New top supervisor takes over in Israel
The Bank of Israel’s Supervisor of Banks Hedva Ber has stepped down after five years, to be succeeded by external appointee Yair Avidan.
Avidan took over from Ber on 17 May after a month of overlapping mandates.
The central bank’s governor Amir Yaron announced Avidan as Ber’s successor in March after a 21-candidate search.
A graduate of Tel Aviv and Harvard Universities, Avidan began his career in 1987 as an economist at Leumi, spending six years there including a stint at its New York office, before leaving in 1994 for boutique Poalim Capital Markets, where he was a senior transactions manager.
Later in his career, Avidan joined Israel Discount Bank, part of the Israel Discount group, where he was chief risk officer from 2010 to 2016 and later headed its subsidiaries division until March last year, when he stepped down from management roles. Since then he has served in various directorship positions in the Discount group.
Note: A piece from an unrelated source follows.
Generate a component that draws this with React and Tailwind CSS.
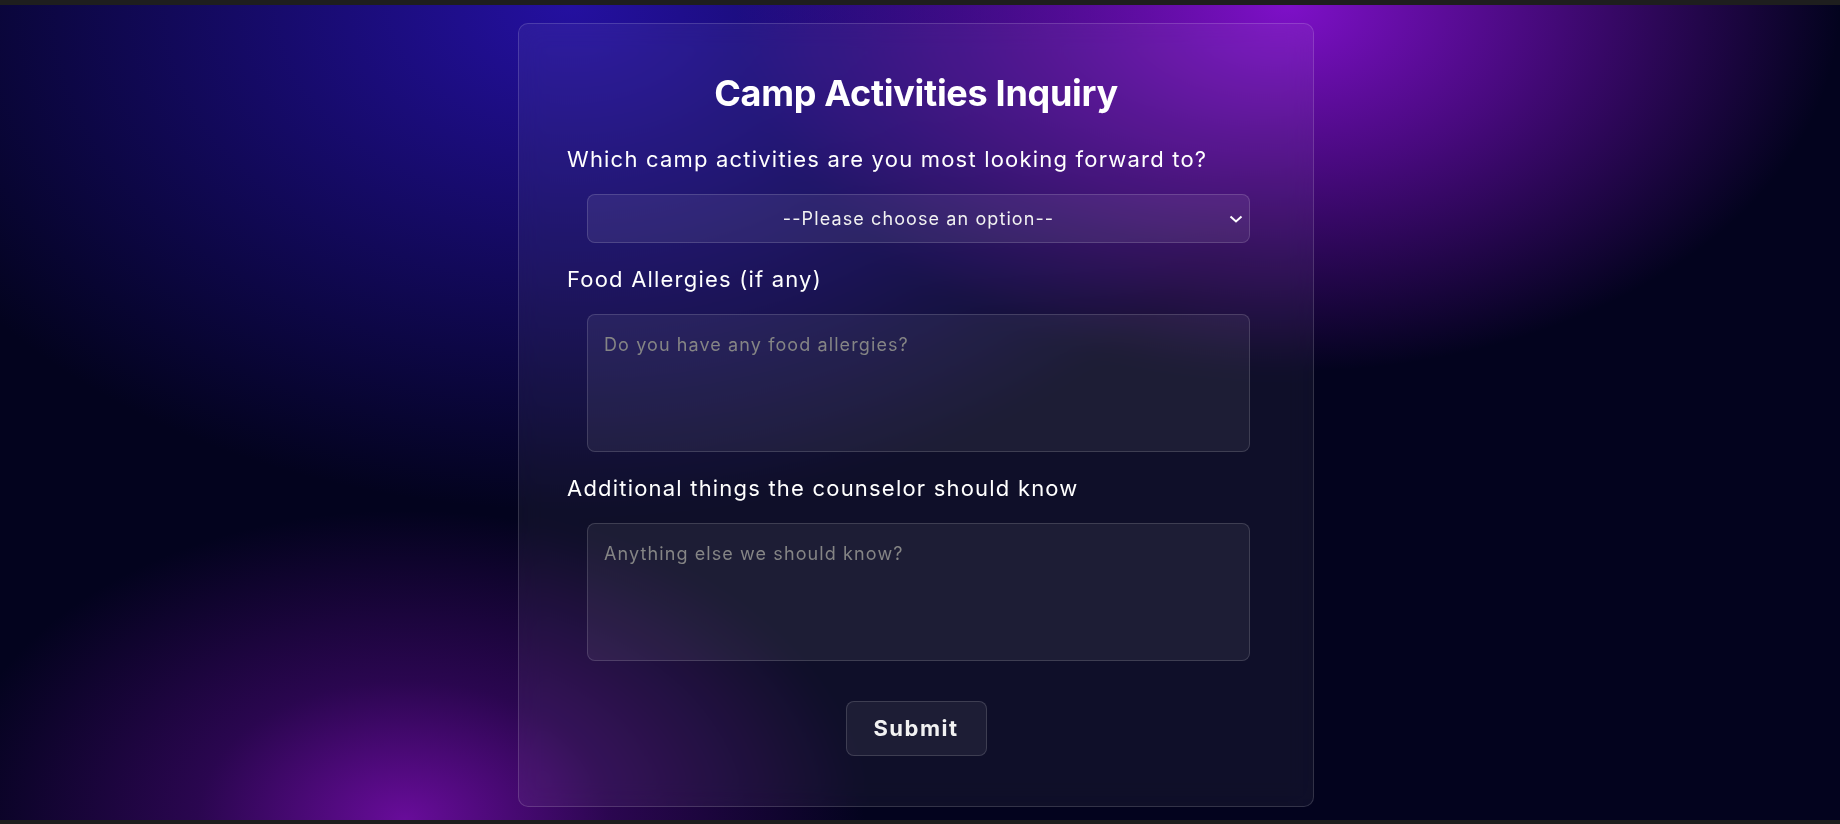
import React from 'react'

const font = { fontFamily: '"Inter", "Noto Sans", sans-serif' }

const App = () => {
  return (
    <div className="h-[824px] w-full flex flex-col bg-[#1e1e1e] overflow-hidden" style={font}>
      {/* top strip */}
      <div className="h-[5px] shrink-0 bg-[#1e1e1e]" />

      {/* page background */}
      <main className="flex-1 flex justify-center pr-2 pt-[18px] bg-[#03031e] bg-[image:radial-gradient(30%_45%_at_70%_0%,#7e10c8_0%,rgba(118,14,190,0.6)_45%,transparent_100%),radial-gradient(40%_62%_at_31%_0%,#2410a0_0%,rgba(36,16,160,0.6)_40%,transparent_100%),radial-gradient(25%_38%_at_22%_100%,#680c9a_0%,rgba(90,10,140,0.45)_45%,transparent_100%)]">
        {/* form card */}
        <div className="w-[796px] h-[784px] rounded-[10px] border border-white/15 bg-white/[0.05] backdrop-blur-md px-12 pt-12">
          <h1 className="text-center text-[36px] leading-[1.2] font-bold tracking-[-0.3px] text-white">Camp Activities Inquiry</h1>

          <form className="mt-7 flex flex-col" onSubmit={(e) => e.preventDefault()}>
            <label className="text-[22px] leading-[33px] tracking-[1.2px] text-white">Which camp activities are you most looking forward to?</label>
            <div className="relative mt-[18px] ml-5 w-[95%]">
              <select className="w-full h-[49px] appearance-none rounded-lg border border-white/15 bg-white/[0.07] text-center [text-align-last:center] text-[18px] tracking-[1.1px] text-[#f2f2f2] outline-none">
                <option className="bg-[#1c1a3a]">--Please choose an option--</option>
                <option className="bg-[#1c1a3a]">Hiking</option>
                <option className="bg-[#1c1a3a]">Canoeing</option>
                <option className="bg-[#1c1a3a]">Campfire</option>
              </select>
              <svg className="pointer-events-none absolute right-[7px] top-[21px]" width="14" height="8" viewBox="0 0 14 8" fill="none">
                <path d="M1.5 1.5L7 6.5L12.5 1.5" stroke="white" strokeWidth="2" />
              </svg>
            </div>

            <label className="mt-5 text-[22px] leading-[33px] tracking-[1.2px] text-white">Food Allergies (if any)</label>
            <textarea
              className="mt-[18px] ml-5 w-[95%] h-[138px] resize-none rounded-lg border border-white/15 bg-white/[0.06] p-4 text-[18px] leading-[28px] tracking-[1.1px] text-white placeholder:text-[#858585] outline-none"
              placeholder="Do you have any food allergies?"
            />

            <label className="mt-5 text-[22px] leading-[33px] tracking-[1.2px] text-white">Additional things the counselor should know</label>
            <textarea
              className="mt-[18px] ml-5 w-[95%] h-[138px] resize-none rounded-lg border border-white/15 bg-white/[0.06] p-4 text-[18px] leading-[28px] tracking-[1.1px] text-white placeholder:text-[#858585] outline-none"
              placeholder="Anything else we should know?"
            />

            <button
              type="submit"
              className="mt-10 self-center w-[141px] h-[55px] rounded-lg border border-white/15 bg-white/[0.06] text-[22px] font-bold tracking-[1.5px] text-[#f2f2f2]"
            >
              Submit
            </button>
          </form>
        </div>
      </main>

      {/* bottom strip */}
      <div className="h-[4px] shrink-0 bg-[#1e1e1e]" />
    </div>
  )
}

export default App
Avidan said he was “excited and ready” to take on the role. “The Banking Supervision Department will continue to ensure the stability and continued development of the banking system, and its support of economic activity and the well-being of its customers, while supporting its technological and digital development.”
Yaron said Avidan was coming into the role “in a particularly challenging time” with the economic crisis. “Yair has taken part in professional discussions and decisions concerning the crisis in recent weeks, and has conducted a proper overlap with the outgoing supervisor, and I thank Dr Ber for that.”
During her five years in post, Ber oversaw a lowering of regulatory requirements for new entities, and in September approved the first new entrant in Israel’s banking market in decades with the licensing of a digital bank, which is yet to receive a name but will begin operating next year.
She also oversaw the implementation of new regulatory requirements targeting overconcentration in the banking sector, compelling Israel’s largest banks Hapoalim and Leumi to sell their credit card companies. Ber also advanced infrastructure projects including in the areas of open banking and bank switching.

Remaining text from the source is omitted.